Exports overcome challenges to achieve 6% growth target for 2023

Vietnam had a total import and export turnover of nearly 154.3 billion USD in the first quarter of this year. Although the export turnover dropped more than 13% against last year, Vietnam still maintained a trade balance and had a trade surplus of 4 billion USD, 1.9 billion USD higher than in 2022. This will help Vietnam reach its target of 6% export growth this year.

Despite a slow recovery of the world’s economy and tight monetary policies in many countries, which has led to a decline in consumer demand in Vietnam’s major trading partners, Vietnam still had 14 export items earning 1 billion USD and four items earning 5 billion USD in the first quarter - phones and components, electronics, computers and components, machinery devices, and textiles.

Since the fourth quarter of last year, garment and textile businesses have diversified sources of supply and export markets and taken full advantage of the incentives brought by free trade agreements.

Le Tien Truong, Chairman of the Vietnam National Textile & Garment Group (Vinatex), said textile enterprises have made the most of orders, including small orders, to maintain production, study the possibility of matching products to market demand, and prepare production forces to seize market opportunities.

He emphasized on five policies that the group has been pursuing with top priority to consistently participating in the global supply chain.

“Second, to build a complete supply chain among Vinatex enterprises to become a destination for partners. Third, to strictly follow commitments of environmental responsibility because they’ll become future standards imposed on supplier members. Fourth, to pursue digital transformation and automation. And finally, to invest in human resource development and training,” said Truong.

In the first quarter, Vietnam earned 11 billion USD from agro-forestry-fishery exports, of which rice and vegetable exports grew strongly. 1.8 million tons of rice were exported, worth 952 million USD, up 19% in volume and 30% in price against last year.

The average export price of Vietnamese rice was 519 USD per ton, the highest price in the last decade, helping Vietnam lead rice exporters in the international market.

Tran Thanh Hai, Deputy Director of the Import-Export Department of the Ministry of Industry and Trade, said that Vietnam’s current rice production is very good.

“Generally, we have a stable rice supply for export. If India continues to maintain its rice export ban, that will help Vietnam’s rice exports and other rice export countries. Vietnam’s traditional markets, like China and the Philippines, are expanding their demand. This ensures that the amount of exported rice this year will exceed 7 million tons,” Hai said.

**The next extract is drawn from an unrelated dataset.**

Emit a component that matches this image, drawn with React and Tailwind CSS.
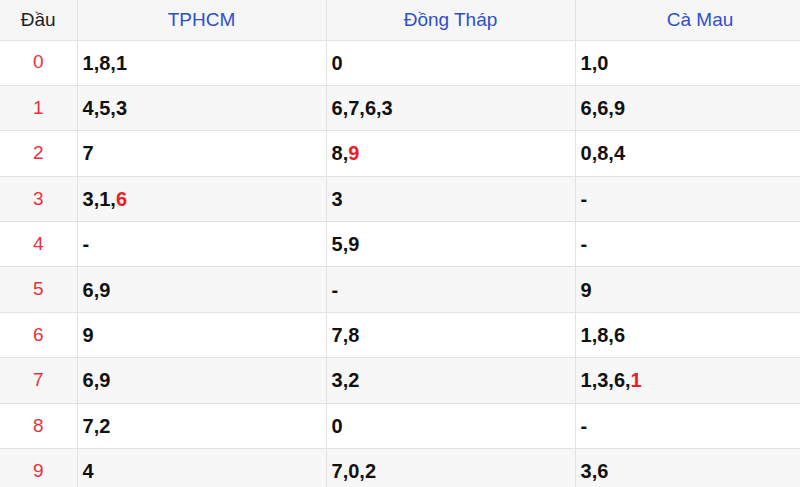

In the reviewed period, Vietnam maintained its traditional markets. The US is Vietnam’s largest export market with an estimated turnover of 20.6 billion USD, followed by China  with 11.54 USD. Vietnam has a 10.4 billion USD trade surplus with the EU.

In the first quarter, Vietnam’s trade surplus with the US was an estimate 17.5 billion USD. Although the US market has been imposing stricter requirements and standards on imported goods, Vietnam’s export turnover to the US has been increasing.

According to Do Ngoc Hung, Commercial Counsellor in the US, under multilateral and bilateral frameworks to which Vietnam and the US are signatories, both have things in common to help each other increase two-way trade turnover.

“One of the main things the US praises Vietnam’s economy is Vietnam’s COP26 commitment to reaching net zero emissions by 2050,” said Hung, adding, “This shows that Vietnam is moving toward green products and a circular economy, with the goal of protecting the environment and combating climate change. All this will create competitive advantages for Vietnamese exports in the future.”

At the trade promotion conference for Vietnam’s overseas trading held in Hanoi late last month, Minister of Industry and Trade Nguyen Hong Dien said that ministries, sectors, and the domestic business community will put forth solutions to boost exports.

He called on Vietnamese trade offices abroad to assess and forecast the economic situations of the host countries, especially their policies in response to global economic developments, difficulties, and challenges in order to advise the Government, localities, businesses, business associations, and producers how to make the most of new-generation FTAs in their import and export activities.

In 2023, exports continue to be identified as the driving force for Vietnam’s economic growth, with a growth target of 6% and turnover expected to total 394 billion USD, an increase of 22 billion USD against last year.

To reach this goal, the Government and the Ministry of Industry and Trade have kept close eye on the international and domestic situation, updated market forecasts for businesses, and removed barriers to help enterprises penetrate new export markets.